— Problem to work on —
Select the lines below containing the word "TypeScript".

— Material for the task —
============

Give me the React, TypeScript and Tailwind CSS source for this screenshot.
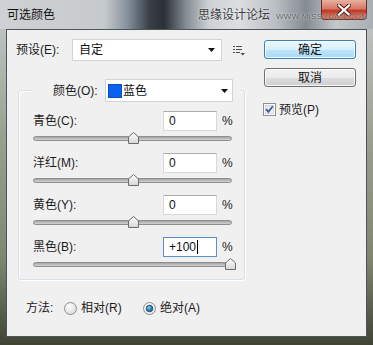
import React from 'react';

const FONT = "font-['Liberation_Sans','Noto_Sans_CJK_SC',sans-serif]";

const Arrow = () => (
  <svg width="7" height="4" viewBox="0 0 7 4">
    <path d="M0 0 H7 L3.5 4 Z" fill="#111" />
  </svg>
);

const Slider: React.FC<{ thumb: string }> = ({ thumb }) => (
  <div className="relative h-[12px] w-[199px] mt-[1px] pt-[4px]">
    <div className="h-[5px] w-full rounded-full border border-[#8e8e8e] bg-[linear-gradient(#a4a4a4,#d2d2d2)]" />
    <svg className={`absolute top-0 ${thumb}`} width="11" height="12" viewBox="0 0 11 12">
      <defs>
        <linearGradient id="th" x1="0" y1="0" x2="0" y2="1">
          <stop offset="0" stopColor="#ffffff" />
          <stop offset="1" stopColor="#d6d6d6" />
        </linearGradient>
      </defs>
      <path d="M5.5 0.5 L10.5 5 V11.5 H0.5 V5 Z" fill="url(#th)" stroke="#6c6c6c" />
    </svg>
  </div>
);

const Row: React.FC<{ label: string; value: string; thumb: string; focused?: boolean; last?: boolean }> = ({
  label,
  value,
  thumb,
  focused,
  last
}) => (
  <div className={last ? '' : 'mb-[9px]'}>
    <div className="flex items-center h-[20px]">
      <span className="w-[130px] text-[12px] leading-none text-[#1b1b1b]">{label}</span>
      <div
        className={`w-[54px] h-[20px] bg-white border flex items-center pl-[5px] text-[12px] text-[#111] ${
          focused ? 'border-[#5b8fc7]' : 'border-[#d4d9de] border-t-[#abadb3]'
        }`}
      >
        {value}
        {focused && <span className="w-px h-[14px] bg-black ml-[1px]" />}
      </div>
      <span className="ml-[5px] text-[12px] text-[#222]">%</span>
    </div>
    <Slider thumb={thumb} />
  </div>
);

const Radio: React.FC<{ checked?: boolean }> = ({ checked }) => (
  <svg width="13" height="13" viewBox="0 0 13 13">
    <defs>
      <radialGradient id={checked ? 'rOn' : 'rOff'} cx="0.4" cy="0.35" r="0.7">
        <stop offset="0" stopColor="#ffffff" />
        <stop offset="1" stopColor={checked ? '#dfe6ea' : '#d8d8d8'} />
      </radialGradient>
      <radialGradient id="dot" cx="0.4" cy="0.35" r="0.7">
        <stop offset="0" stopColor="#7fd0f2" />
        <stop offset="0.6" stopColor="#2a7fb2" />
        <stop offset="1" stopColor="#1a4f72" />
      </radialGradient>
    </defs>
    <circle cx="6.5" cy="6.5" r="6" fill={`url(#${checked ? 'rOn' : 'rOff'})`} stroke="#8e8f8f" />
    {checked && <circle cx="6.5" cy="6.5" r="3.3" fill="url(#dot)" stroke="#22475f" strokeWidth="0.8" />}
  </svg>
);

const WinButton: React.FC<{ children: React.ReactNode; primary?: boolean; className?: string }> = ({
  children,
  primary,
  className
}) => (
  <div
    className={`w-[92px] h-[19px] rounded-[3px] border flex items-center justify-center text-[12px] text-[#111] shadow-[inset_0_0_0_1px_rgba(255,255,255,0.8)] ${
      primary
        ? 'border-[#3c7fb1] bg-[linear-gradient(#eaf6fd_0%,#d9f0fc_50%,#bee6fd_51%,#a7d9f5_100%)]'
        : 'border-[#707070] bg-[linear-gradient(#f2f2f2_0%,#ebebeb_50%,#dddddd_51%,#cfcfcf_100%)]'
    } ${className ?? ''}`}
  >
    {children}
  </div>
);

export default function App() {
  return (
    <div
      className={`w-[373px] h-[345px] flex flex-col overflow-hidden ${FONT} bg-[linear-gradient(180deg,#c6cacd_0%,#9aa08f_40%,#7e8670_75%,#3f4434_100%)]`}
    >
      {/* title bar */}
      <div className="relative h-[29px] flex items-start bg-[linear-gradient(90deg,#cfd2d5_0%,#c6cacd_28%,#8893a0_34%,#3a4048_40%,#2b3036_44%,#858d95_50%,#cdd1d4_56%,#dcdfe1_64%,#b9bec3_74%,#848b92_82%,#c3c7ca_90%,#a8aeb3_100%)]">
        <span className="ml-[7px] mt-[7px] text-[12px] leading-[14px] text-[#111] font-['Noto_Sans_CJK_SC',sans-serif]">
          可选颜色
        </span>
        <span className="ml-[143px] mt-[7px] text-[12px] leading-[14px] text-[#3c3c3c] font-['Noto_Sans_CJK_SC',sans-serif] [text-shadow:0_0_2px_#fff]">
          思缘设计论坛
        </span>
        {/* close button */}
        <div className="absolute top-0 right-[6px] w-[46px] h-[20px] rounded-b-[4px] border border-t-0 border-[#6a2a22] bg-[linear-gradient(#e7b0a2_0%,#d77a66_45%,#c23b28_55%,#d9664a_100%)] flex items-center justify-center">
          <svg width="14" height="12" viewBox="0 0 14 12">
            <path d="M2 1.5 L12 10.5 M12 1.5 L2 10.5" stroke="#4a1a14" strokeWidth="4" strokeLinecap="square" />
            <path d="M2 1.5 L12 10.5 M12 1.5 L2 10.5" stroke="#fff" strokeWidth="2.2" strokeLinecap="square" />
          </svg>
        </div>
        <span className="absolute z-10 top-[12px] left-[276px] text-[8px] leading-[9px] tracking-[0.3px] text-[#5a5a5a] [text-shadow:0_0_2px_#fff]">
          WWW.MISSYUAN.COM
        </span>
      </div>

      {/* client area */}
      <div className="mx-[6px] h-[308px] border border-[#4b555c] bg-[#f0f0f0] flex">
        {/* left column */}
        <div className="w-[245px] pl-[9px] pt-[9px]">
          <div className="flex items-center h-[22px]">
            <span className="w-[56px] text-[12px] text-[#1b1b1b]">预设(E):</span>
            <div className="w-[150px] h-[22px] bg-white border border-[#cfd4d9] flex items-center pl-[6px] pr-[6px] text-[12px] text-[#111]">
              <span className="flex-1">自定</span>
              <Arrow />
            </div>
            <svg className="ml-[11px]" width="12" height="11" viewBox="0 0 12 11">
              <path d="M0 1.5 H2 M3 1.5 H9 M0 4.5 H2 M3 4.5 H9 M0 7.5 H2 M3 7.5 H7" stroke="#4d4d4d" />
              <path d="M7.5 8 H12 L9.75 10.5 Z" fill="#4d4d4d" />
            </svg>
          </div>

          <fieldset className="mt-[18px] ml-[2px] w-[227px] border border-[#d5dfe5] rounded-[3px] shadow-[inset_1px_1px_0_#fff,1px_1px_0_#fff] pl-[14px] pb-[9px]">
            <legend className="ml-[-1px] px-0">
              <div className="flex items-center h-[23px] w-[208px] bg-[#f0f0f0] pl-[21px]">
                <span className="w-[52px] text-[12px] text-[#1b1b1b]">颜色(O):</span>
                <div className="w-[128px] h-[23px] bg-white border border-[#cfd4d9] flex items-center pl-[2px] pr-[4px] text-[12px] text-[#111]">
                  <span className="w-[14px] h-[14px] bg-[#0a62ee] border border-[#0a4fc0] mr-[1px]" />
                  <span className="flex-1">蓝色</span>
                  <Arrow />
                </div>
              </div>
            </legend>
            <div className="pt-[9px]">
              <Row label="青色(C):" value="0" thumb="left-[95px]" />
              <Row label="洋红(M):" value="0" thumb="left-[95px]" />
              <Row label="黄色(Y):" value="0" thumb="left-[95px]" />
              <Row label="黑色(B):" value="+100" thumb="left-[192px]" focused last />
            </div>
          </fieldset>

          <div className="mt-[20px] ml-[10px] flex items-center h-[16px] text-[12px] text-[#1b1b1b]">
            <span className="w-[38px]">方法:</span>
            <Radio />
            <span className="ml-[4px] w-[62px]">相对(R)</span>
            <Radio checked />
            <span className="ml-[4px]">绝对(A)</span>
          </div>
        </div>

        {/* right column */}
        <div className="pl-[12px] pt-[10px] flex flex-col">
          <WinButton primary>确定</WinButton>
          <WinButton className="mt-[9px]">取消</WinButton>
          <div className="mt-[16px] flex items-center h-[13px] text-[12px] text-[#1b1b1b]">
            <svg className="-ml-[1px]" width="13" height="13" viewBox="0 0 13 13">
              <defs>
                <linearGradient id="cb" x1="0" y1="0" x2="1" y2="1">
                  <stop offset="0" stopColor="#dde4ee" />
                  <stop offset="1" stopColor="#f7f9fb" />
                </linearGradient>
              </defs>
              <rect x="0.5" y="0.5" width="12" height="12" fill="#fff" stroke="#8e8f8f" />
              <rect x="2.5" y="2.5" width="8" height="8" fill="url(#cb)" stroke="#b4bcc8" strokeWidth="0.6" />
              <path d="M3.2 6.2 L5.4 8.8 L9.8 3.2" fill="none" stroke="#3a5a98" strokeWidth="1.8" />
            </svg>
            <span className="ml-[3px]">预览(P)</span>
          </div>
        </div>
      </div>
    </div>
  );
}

============

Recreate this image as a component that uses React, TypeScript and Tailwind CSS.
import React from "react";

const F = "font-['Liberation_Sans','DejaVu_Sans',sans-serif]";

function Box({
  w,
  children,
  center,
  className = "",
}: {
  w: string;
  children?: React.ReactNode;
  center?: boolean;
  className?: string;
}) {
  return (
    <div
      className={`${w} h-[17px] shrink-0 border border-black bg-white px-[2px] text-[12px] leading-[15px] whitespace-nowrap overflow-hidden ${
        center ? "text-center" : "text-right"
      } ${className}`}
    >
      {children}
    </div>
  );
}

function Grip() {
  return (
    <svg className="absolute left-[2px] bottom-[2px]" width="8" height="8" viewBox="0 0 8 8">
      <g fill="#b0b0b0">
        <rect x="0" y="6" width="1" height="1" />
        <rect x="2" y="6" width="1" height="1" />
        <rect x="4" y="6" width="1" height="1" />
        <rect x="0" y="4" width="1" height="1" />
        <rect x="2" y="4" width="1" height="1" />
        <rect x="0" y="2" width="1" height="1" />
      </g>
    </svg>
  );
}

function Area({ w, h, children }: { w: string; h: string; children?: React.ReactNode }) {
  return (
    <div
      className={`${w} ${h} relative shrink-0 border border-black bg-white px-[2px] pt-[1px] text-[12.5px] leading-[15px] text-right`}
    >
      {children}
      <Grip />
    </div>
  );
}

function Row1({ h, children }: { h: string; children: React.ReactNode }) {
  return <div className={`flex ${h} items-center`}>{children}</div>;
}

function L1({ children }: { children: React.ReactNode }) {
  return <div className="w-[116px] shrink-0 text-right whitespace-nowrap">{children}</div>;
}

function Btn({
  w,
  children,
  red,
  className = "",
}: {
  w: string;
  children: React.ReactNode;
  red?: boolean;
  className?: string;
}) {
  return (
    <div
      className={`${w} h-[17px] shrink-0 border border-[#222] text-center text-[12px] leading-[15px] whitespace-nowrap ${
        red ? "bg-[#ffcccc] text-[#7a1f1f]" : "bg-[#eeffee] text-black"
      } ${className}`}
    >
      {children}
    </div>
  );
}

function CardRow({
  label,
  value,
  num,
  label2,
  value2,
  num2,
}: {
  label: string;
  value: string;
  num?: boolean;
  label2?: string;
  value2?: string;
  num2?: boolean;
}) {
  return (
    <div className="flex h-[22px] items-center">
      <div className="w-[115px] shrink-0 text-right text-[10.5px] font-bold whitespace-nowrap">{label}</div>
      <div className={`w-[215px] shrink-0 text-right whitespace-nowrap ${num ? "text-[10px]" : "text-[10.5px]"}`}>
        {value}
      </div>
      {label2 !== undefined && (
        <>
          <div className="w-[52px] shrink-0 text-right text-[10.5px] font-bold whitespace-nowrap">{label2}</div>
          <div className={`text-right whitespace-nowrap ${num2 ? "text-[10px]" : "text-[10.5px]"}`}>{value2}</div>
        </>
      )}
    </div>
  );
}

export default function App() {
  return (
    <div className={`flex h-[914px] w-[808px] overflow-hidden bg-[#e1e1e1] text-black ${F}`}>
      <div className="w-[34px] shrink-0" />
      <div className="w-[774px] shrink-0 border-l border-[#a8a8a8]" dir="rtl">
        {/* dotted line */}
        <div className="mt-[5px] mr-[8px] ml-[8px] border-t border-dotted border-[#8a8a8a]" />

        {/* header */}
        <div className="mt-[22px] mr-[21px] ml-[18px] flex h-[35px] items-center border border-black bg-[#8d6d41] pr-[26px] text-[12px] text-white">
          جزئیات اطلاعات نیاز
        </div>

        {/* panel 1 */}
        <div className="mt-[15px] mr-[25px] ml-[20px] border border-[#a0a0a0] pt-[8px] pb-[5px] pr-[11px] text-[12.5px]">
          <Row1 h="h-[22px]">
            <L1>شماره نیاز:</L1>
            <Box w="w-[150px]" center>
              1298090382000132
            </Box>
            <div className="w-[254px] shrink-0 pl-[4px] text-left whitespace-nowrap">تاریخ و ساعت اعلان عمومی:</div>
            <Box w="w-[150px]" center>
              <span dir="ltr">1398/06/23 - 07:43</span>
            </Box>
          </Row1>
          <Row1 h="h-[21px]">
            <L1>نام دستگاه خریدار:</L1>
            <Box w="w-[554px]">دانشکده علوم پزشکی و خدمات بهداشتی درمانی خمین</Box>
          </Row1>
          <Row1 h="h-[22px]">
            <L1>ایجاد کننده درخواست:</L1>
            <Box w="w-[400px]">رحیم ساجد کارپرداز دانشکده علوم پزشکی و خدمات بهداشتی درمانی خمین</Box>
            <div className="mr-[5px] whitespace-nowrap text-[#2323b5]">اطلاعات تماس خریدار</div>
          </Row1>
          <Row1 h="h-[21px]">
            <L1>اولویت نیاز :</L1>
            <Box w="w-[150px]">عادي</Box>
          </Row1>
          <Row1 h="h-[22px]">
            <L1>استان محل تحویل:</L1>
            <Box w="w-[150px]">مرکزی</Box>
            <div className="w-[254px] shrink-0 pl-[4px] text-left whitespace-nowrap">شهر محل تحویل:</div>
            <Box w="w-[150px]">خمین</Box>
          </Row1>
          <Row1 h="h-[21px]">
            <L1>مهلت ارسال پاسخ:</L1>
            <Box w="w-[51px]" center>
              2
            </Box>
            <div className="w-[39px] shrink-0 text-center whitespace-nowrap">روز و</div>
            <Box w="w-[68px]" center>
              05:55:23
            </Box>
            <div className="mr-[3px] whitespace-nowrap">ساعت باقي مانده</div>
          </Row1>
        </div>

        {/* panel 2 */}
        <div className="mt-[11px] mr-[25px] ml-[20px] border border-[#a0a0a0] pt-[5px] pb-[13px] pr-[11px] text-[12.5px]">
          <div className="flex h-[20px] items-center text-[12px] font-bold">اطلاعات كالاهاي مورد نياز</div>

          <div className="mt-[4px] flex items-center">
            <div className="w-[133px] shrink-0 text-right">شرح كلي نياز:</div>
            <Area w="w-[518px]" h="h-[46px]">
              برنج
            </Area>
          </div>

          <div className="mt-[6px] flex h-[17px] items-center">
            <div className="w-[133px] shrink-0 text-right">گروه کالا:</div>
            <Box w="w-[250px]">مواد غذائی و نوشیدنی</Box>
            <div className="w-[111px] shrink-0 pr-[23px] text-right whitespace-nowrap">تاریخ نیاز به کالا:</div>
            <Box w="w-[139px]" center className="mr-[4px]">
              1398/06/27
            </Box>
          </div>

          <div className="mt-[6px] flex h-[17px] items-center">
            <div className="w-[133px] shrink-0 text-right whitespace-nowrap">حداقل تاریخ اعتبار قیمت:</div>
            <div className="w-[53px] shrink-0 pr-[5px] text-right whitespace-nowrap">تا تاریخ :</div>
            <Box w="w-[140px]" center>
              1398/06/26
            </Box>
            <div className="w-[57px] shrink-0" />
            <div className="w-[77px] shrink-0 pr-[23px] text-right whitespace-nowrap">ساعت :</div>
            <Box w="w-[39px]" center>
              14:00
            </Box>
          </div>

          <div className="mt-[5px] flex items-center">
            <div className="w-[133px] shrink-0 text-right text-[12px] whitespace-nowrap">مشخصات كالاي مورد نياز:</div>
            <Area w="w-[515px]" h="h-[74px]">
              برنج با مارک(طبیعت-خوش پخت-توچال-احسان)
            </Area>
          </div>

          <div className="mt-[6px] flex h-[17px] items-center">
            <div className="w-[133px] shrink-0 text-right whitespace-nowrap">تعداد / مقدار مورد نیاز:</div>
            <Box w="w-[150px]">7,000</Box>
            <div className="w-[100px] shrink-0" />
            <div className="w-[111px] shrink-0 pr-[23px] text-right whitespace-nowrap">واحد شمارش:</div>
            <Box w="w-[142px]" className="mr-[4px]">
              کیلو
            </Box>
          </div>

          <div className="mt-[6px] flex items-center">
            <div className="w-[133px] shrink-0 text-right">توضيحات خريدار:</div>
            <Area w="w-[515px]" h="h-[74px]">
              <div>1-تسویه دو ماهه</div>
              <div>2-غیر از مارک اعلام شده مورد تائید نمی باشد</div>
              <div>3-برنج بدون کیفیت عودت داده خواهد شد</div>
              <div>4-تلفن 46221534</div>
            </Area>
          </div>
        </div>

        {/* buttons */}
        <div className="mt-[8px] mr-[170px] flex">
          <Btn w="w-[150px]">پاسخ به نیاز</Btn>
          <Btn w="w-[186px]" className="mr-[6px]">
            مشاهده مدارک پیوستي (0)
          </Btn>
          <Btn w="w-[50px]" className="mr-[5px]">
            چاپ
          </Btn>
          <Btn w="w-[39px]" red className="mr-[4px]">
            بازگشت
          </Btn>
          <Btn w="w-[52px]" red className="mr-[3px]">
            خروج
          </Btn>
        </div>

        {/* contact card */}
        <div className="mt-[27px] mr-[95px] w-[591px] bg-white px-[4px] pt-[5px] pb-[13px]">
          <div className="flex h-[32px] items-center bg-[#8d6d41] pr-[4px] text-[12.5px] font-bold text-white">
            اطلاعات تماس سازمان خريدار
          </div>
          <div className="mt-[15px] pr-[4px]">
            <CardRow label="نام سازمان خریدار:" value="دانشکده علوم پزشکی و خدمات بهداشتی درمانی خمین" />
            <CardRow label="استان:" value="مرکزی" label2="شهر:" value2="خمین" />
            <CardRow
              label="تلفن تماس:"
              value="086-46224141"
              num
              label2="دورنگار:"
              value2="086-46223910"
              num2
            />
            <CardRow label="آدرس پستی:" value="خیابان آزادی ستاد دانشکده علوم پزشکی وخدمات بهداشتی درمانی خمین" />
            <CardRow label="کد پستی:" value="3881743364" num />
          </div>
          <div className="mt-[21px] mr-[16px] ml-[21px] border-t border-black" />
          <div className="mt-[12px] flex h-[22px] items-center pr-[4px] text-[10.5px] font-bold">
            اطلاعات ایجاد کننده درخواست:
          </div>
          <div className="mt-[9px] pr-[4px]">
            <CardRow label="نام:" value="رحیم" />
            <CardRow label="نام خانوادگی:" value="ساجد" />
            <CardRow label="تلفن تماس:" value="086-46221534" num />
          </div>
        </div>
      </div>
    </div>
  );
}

============

— Final answer —
Give me the React, TypeScript and Tailwind CSS source for this screenshot.
Recreate this image as a component that uses React, TypeScript and Tailwind CSS.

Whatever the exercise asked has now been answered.